- Born: 1942 Pointe-Noire
- Died: 1997 (aged 54–55)
- Education: Institut national de l'audiovisuel
- Occupation: Filmmaker
- Notable work: Illusions, 1970

= Jean-Michel Tchissoukou =

Congolese film director

Jean-Michel Tchissoukou (1942-1997) was a Congolese filmmaker.

==Life==
Jean-Michel Tchissoukou was born 1942 in Pointe-Noire. He studied filmmaking in Paris at the Institut national de l'audiovisuel and at Ocora. On his return to the Congo, he spent a decade working for the national television channel. His first film, Illusions (1970) was a medium-length feature about a peasant who comes to live in the city with his parents. Tchissoukou was also assistant to Sarah Maldoror on Sambizanga (1972).
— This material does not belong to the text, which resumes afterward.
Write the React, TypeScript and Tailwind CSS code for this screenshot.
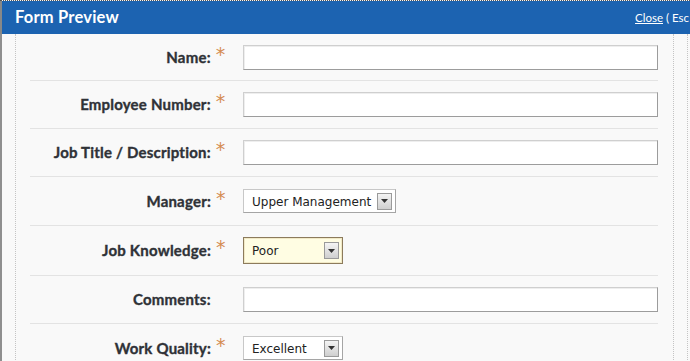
import React from "react";

type Row = {
  label: string;
  required: boolean;
  kind: "text" | "select";
  value?: string;
  width?: string;
  focused?: boolean;
};

const rows: Row[] = [
  { label: "Name:", required: true, kind: "text" },
  { label: "Employee Number:", required: true, kind: "text" },
  { label: "Job Title / Description:", required: true, kind: "text" },
  { label: "Manager:", required: true, kind: "select", value: "Upper Management", width: "w-[153px]" },
  { label: "Job Knowledge:", required: true, kind: "select", value: "Poor", width: "w-[100px]", focused: true },
  { label: "Comments:", required: false, kind: "text" },
  { label: "Work Quality:", required: true, kind: "select", value: "Excellent", width: "w-[100px]" },
];

const rowHeights = ["h-[47px]", "h-[48px]", "h-[48px]", "h-[49px]", "h-[50px]", "h-[48px]", "h-[48px]"];

const Arrow = () => (
  <div className="w-[15px] h-[17px] shrink-0 border border-[#9a9a9a] bg-gradient-to-b from-[#f4f4f4] to-[#cfcfcf] flex items-center justify-center">
    <svg width="7" height="4" viewBox="0 0 7 4">
      <path d="M0 0h7L3.5 4z" fill="#333" />
    </svg>
  </div>
);

const Field = ({ row }: { row: Row }) => {
  if (row.kind === "text") {
    return (
      <div className="w-[416px] h-[25px] bg-white border border-[#cfcfcf] border-b-[#9c9c9c] border-r-[#9c9c9c] shadow-[inset_1px_1px_0_#eee]" />
    );
  }
  return (
    <div
      className={`${row.width} flex items-center justify-between pl-[8px] pr-[3px] ${
        row.focused
          ? "h-[27px] border border-[#8c7b5c] bg-[#fffde3] shadow-[inset_0_0_0_1px_#f1e9c6]"
          : "h-[24px] border border-[#c8c8c8] border-b-[#a5a5a5] border-r-[#a5a5a5] bg-white"
      }`}
    >
      <span className="text-[12px] pt-[1px] text-[#222] whitespace-nowrap font-['DejaVu_Sans',sans-serif]">{row.value}</span>
      <Arrow />
    </div>
  );
};

export default function App() {
  return (
    <div className="w-[690px] h-[361px] overflow-hidden bg-[#f9f9f9] border-t border-dotted border-t-[#555] font-['Lato',sans-serif]">
      <div className="h-[33px] bg-[#1c63b1] flex items-center justify-between pl-[13px] border-l-2 border-[#888]">
        <span className="text-white font-bold text-[16.5px] tracking-[0.2px]">Form Preview</span>
        <span className="text-white text-[11.5px] whitespace-nowrap mr-[-5px]">
          <span className="underline">Close</span> ( Esc )
        </span>
      </div>
      <div className="flex h-full border-l-2 border-[#8f8f8f]">
        <div className="w-[13px] shrink-0" />
        <div className="w-[659px] border-l border-r border-dotted border-[#c4c4c4] pl-[14px] pr-[15px]">
          {rows.map((row, i) => (
            <div
              key={row.label}
              className={`flex items-center ${rowHeights[i]} ${i === 0 ? "pt-[1px]" : ""} ${
                i < rows.length - 1 ? "border-b border-[#e3e3e3]" : ""
              }`}
            >
              <div className="w-[181px] text-right text-[15px] font-bold text-[#2f3237] whitespace-nowrap tracking-[0.2px] [-webkit-text-stroke:0.35px_#2f3237]">
                {row.label}
              </div>
              <div className="w-[32px] pl-[5px] text-[19px] leading-none text-[#d58c52] font-['DejaVu_Sans',sans-serif] -mt-[6px]">
                {row.required ? "*" : ""}
              </div>
              <Field row={row} />
            </div>
          ))}
        </div>
        <div className="w-[14px] shrink-0 border-r border-dotted border-[#c4c4c4]" />
      </div>
    </div>
  );
}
Tchissoukou's first feature film, The Chapel, won a 1981 FESPACO award. His second feature film, The Wrestlers, examined Congolese identity using a mix of fiction and documentary.

Tchissoukou died in Brazzaville in 1997.

==Films==
- Illusions, 1970.
- La Chapelle / The Chapel, 1979.
- Les Lutteurs / M'Pongo / The Wrestlers, 1982.